The staple of defensive play is tackling, and right from when Garyn Smith burst on to the scene with a run of games at the end of the 2015/16 season it was clear that he had technique far superior to other young players that come through the ranks as a midfielder.
With a 92% tackle success rate, Smith had the best percentage of any Cardiff Blues back last season, and it showed as he played an active part in huge efforts without the ball against the likes of Munster, Cheetahs and Zebre during the Six Nations period.
It stands him in good stead, particularly looking at the tackle in the final clip against Leinster, for a permanent move to inside centre in the future, but it’s at outside centre that he shows off his reading of the game.
What you can see from the three clips is the effect of a season under Shaun Edwards on a young centre like Garyn Smith in the important position of outside centre in the classic Shaun Edwards blitz.
The defensive system of Edwards involves the entire defensive line in the phase, despite only one or two players actually taking part in the tackle.
For Smith it’s about making the decision to come up quickly on the outside and forcing the fly-half into choosing between a risky floated pass out wide, which the winger outside Garyn would be interested in intercepting, or restricting the attack into turning back inside.
Especially noticeable is his work between the two phases in the first clip against Zebre, as Josh Turnbull is called around to the blindside.
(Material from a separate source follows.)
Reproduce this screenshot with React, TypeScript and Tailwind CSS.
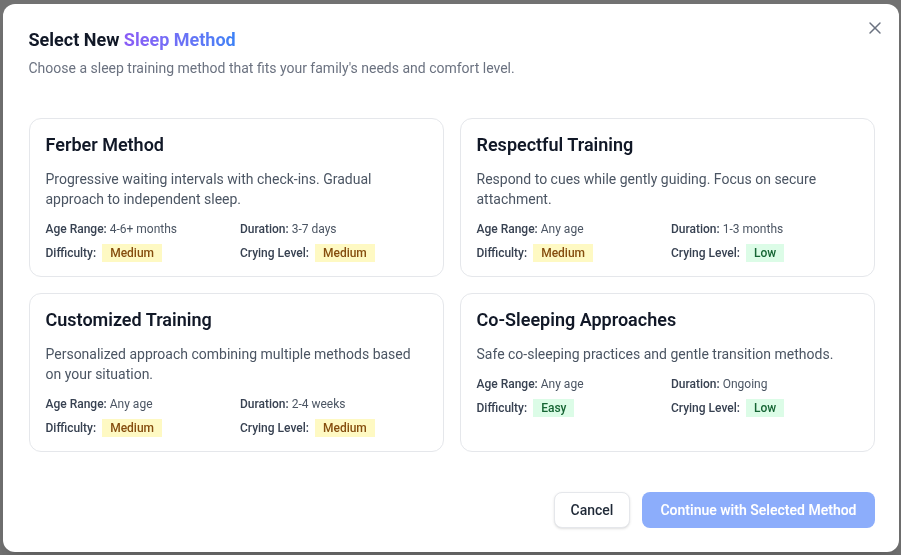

Not a surprise to see Smith named in the leadership group this season.
There is a third option for the fly-half when the defence comes up though, and that is to stick with the pre-called play and pick out the midfield target coming onto the ball a bit deeper from the gain line.
This is where Garyn Smith can make his big plays if he makes the right decision to spot blitz and carries it out successfully.
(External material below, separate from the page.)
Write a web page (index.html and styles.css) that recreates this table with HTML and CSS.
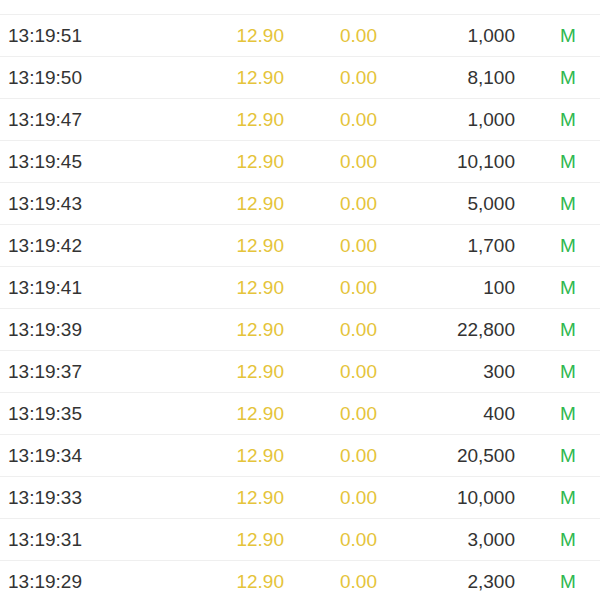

Coming out of the line to make a play sees him either prevent the opposition getting the ball to a dangerous overlap, taking the momentum out of an attack or, in an ideal world, it at least brings the opposition down well behind the gainline and at best forces a turnover.
The amount of times Smith made these plays this season, especially for a young man, is what has put him right on the first team radar. If he can carry on that form, the only way is up, but what of his game in attack?
Well Smith is certainly no slouch with ball-in-hand, transferring the speed of his blitz and the power of his tackling into his ball carrying, combining them with a decent step off his right foot as shown in the first clip.
Averaging four metres per carry last season, he perhaps doesn’t have the out-and-out pace to make consistent outside breaks from 13, but his dynamic ball carrying is perfect for an inside centre in terms of being able to hit the gain line on a crash ball, or be an option at the back of a screen play.
There is more than just ball carrying to playing at 12 though, as the inside centre has to cover as a playmaker when required.
This is the area in which Smith hasn’t been fully testes yet, but he showed glimpses of his creative abilities last season.
He’s got the footballing skills and the vision to link play well, but spending time under John Mulvihill and Jason Strange will no doubt improve his distribution and decision making in this area, with Mulvihill in particular showing signs early on of the Australian love of a footballing inside centre.
If Smith can get comfortable at stepping in to first receiver when required, he has a bright future at 12, with the likes of Harri Millard and Cam Lewis coming through the system behind him at outside centre, as well as Owen Lane and Aled Summerhill looking to move in from the wing.
Willis Halaholo and Rey Lee-Lo were on fine form in the second half of last season, but with Smith snapping at their heels, and Jack Roberts approaching a return to full fitness, there is an intriguing battle brewing in the Arms Park midfield.